Posts by Grooguit

    One other point of comparison though between the Stomp/Stomp XL and the Kemper Player. Once again, just like the Kemper vs. Helix, Kemper has a DSP advantage forgotten when comparing Rigs to Presets.


    The Stomp and Stomp XL follow the DSP allocation of their big brother the Helix. When playing through a song you need to remain in the same preset because there is no spillover and a small audio gap between presets. On the Player, you can toggle through the 5 Rigs in a bank an have a smooth transition with spillover of the wet effects. Therefore there is no need to try and place every effect you want for a song in one Rig, as you can get to four others real quick, even if you use an identical profile in each. Whereas in the Line 6 paradigm, you can assign more effect in a single preset, but that's your practical cap for a single song. Now there may be many situations where a small audio gap and lack of spillover don't matter and you can utilize a bank of presets any time you have small gaps where you aren't playing. But trying to organize you sounds in general in the manner is problematic since there are plenty of times where that small gap would matter greatly from song to song.

    In Canada the Helix is $2,349.99.

    The Kemper player is $1,025.00.


    You can literally buy 2 Kemper players for the price of a Helix. Just imagine the possibilities.

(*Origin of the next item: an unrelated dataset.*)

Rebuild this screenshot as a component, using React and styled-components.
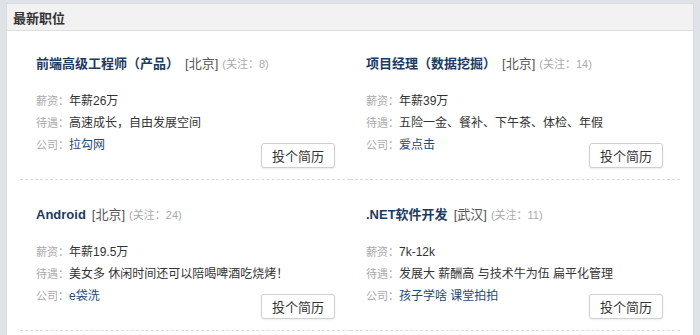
import styled, {createGlobalStyle} from "styled-components";

const GlobalStyle = createGlobalStyle`
  html, body {
    margin: 0;
    padding: 0;
    background-color: #dfe3e7;
    font-family: "Liberation Sans", "Noto Sans CJK SC", sans-serif;
  }
`;

const Page = styled.div`
  padding: 3px 6px 0;
  height: 332px;
`;

const Panel = styled.section`
  background-color: #fff;
  border: 1px solid #d8dcdf;
  border-bottom: none;
  height: 100%;
  box-sizing: border-box;
`;

const PanelHeader = styled.div`
  height: 26px;
  background-color: #f2f2f2;
  border-bottom: 1px solid #dedede;
  padding: 0 6px;
  display: flex;
  align-items: center;
  font-size: 13px;
  font-weight: bold;
  color: #333;
`;

const JobGrid = styled.ul`
  list-style: none;
  margin: 0;
  padding: 0 13px;
  display: grid;
  grid-template-columns: repeat(2, minmax(0, 1fr));
`;

const JobCard = styled.li`
  min-width: 0;
  border-bottom: 1px dashed #dcdcdc;
  padding: ${(p) => (p.$first ? "23px" : "25px")} ${(p) => (p.$right ? "17px" : "15px")} 11px 16px;
  display: flex;
  flex-direction: column;
`;

const TitleRow = styled.div`
  display: flex;
  align-items: baseline;
  height: 20px;
  line-height: 20px;
  white-space: nowrap;
`;

const JobName = styled.a`
  font-size: 13px;
  font-weight: bold;
  color: #1d3a5f;
  text-decoration: none;
  margin-right: 6px;
`;

const City = styled.span`
  font-size: 13px;
  color: #555;
  margin-right: 4px;
`;

const Follow = styled.span`
  font-size: 11px;
  color: #aaa;
`;

const CardBody = styled.div`
  margin-top: 16px;
  display: flex;
  justify-content: space-between;
  align-items: flex-end;
`;

const Details = styled.ul`
  list-style: none;
  margin: 0;
  padding: 0 0 12px;
  min-width: 0;
`;

const DetailRow = styled.li`
  height: 22px;
  line-height: 22px;
  font-size: 12px;
  color: #333;
  white-space: nowrap;

  & label {
    font-size: 11px;
    color: #aaa;
  }
`;

const CompanyLink = styled.a`
  color: #1f4a78;
  text-decoration: none;
`;

const ApplyButton = styled.button`
  flex-shrink: 0;
  width: 74px;
  height: 25px;
  padding: 0;
  background-color: #fff;
  border: 1px solid #cfcfcf;
  border-radius: 3px;
  box-shadow: 0 1px 2px rgba(0, 0, 0, 0.08);
  font-family: inherit;
  font-size: 13px;
  color: #333;
  cursor: pointer;
`;

const jobs = [
  {name: "前端高级工程师（产品）", city: "北京", follow: 8, salary: "年薪26万", perks: "高速成长，自由发展空间", company: "拉勾网"},
  {name: "项目经理（数据挖掘）", city: "北京", follow: 14, salary: "年薪39万", perks: "五险一金、餐补、下午茶、体检、年假", company: "爱点击"},
  {name: "Android", city: "北京", follow: 24, salary: "年薪19.5万", perks: "美女多 休闲时间还可以陪喝啤酒吃烧烤！", company: "e袋洗"},
  {name: ".NET软件开发", city: "武汉", follow: 11, salary: "7k-12k", perks: "发展大 薪酬高 与技术牛为伍 扁平化管理", company: "孩子学啥 课堂拍拍"},
];

function Job({job, index}) {
  return (
    <JobCard $first={index < 2} $right={index % 2 === 1}>
      <TitleRow>
        <JobName href="#">{job.name}</JobName>
        <City>[{job.city}]</City>
        <Follow>(关注：{job.follow})</Follow>
      </TitleRow>
      <CardBody>
        <Details>
          <DetailRow>
            <label>薪资：</label>
            {job.salary}
          </DetailRow>
          <DetailRow>
            <label>待遇：</label>
            {job.perks}
          </DetailRow>
          <DetailRow>
            <label>公司：</label>
            <CompanyLink href="#">{job.company}</CompanyLink>
          </DetailRow>
        </Details>
        <ApplyButton>投个简历</ApplyButton>
      </CardBody>
    </JobCard>
  );
}

export default function App() {
  return (
    <>
      <GlobalStyle />
      <Page>
        <Panel>
          <PanelHeader>最新职位</PanelHeader>
          <JobGrid>
            {jobs.map((job, i) => (
              <Job key={job.name} job={job} index={i} />
            ))}
          </JobGrid>
        </Panel>
      </Page>
    </>
  );
}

    Another possibility would be to buy the Kemper player AND a Helix Stomp XL for less than the price of either a Stage or Helix. $1450 USD or so. With this set up, you could utilize the Player in the Stomp XL effects loop. Then use the Kemper for its profiles with convenient volume compensation, Noise gate and any pre or post equalizations you want to set for use with a specific profile. (all the stuff you want the dialed the same any time you use that Profile). Then you have the 7 left over effect slots in the Stomp XL to use Line 6's library of effects, whether pre or post amp. You'd still have a slot or two left over in the Kemper player to utilize its effects. and the combined footprint of the two units would take up less space than either the Stage or Helix, plus you could tuck each into a different pocket of a bag or your computer's bag. Best part is that since the Stomp is an all in one unit, you don't lose having the convenience of a headphone output at the end of your signal chain.

    Didn't Kemper have a 2-button footswitch that could could assign additional functions for? I don't see it on the website. That might be a simple plug and play way to get a two more footswitch functions out of the player. Those you could use other brands per the Player manual where it mentions the KPA one.

    This ist what the manual says:


    The Stack, with its Amplifier and Cabinet modules, is fully compatible, and all types of PROFILEs can be used. The effects in modules A, B, DLY and REV are migrated, if the effect types are available in the Player. Otherwise, modules are set to “Empty”. Exception: Natural Reverb gets replaced by Easy Reverb.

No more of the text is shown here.